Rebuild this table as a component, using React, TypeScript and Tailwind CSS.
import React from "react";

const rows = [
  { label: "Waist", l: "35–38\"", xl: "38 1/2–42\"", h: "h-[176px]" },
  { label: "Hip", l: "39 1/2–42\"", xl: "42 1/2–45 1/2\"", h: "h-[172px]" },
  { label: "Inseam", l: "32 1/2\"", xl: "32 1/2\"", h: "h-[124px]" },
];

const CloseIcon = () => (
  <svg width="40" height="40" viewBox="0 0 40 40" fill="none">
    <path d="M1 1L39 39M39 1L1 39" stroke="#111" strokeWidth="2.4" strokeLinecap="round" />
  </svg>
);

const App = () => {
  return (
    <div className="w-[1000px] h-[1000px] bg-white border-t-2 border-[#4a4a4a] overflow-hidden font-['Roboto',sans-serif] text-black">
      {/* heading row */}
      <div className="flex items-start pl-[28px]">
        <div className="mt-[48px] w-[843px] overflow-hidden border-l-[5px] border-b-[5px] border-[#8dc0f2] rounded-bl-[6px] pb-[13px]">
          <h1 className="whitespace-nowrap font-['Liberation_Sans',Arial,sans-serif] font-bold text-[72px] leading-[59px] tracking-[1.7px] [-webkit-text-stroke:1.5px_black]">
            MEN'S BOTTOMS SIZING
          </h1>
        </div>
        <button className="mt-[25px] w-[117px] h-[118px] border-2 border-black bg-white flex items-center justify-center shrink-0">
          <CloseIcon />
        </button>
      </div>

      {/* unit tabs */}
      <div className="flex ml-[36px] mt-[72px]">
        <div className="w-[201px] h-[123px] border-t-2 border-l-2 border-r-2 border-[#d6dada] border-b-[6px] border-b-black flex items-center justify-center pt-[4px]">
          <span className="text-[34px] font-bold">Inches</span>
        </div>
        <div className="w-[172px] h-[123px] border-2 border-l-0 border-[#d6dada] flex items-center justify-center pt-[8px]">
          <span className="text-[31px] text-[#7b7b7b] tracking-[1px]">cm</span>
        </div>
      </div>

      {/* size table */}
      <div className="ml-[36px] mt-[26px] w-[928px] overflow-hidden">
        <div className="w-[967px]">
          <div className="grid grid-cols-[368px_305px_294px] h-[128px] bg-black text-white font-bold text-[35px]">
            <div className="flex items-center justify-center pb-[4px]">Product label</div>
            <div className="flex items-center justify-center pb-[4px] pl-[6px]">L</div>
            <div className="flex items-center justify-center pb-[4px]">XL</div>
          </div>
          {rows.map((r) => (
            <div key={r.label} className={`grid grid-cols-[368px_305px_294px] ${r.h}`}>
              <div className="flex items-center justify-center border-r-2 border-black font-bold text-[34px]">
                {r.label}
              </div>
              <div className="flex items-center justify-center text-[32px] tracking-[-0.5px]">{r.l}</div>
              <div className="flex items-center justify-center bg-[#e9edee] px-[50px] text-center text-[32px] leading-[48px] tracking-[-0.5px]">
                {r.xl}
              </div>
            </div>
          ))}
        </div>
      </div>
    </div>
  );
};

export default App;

**Exercise directions**
Return nothing but the lines from the start of the listing above through the line containing "import React from", exactly as given.

**Result of the task**
Rebuild this table as a component, using React, TypeScript and Tailwind CSS.
import React from "react";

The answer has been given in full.